Isopropanol Mediates the Rapid and Selective Synthesis of Vaterite during Ambient Carbonation.

Vaterite is a metastable polymorph of calcium carbonate (CaCO(3)) that can be controllably transformed into aragonite or calcite (i.e., stable CaCO(3) polymorphs) - via a dissolution-precipitation pathway - thereby enabling cementation. Despite its potential as a low-carbon cementitious material, vaterite's synthesis and stabilization at high yield, particularly when using alkaline calcium solids and gas-phase carbon dioxide (CO(2)) as reactants, remain a challenge. Here, for the first time, we demonstrate that isopropanol (IPA) enables the direct utilization of a dilute gas-phase CO(2) (∼5 vol %) stream to rapidly and controllably synthesize vaterite using technical hydrated lime (portlandite: Ca-(OH)(2)) as a Ca-source at ambient temperature and pressure. It appears that, in aqueous solution and in the presence of monohydric alcohols, a surface tension less than 30 mN/m and a viscosity greater than 2 mPa·s promote the selective precipitation of vaterite.

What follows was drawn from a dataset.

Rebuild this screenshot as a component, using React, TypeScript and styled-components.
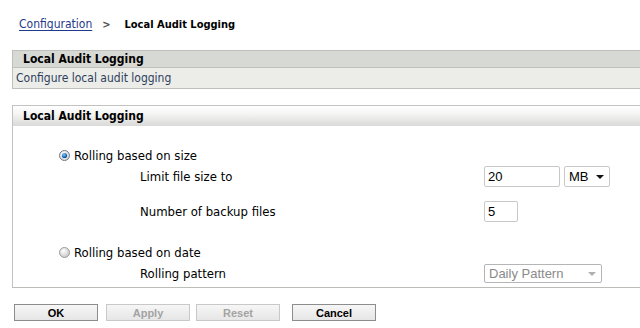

But, this suggestion was unfounded as these solution properties alone do not explain the exceptional vaterite selectivity (>80 mass %) that was achieved only in IPA-water mixtures. The findings indicate a pioneering approach for the use of IPA to mediate the continuous synthesis of vaterite using technical reagents (hydrated lime and CO(2)) with implications for cement decarbonization, and CO(2) mineralization and utilization.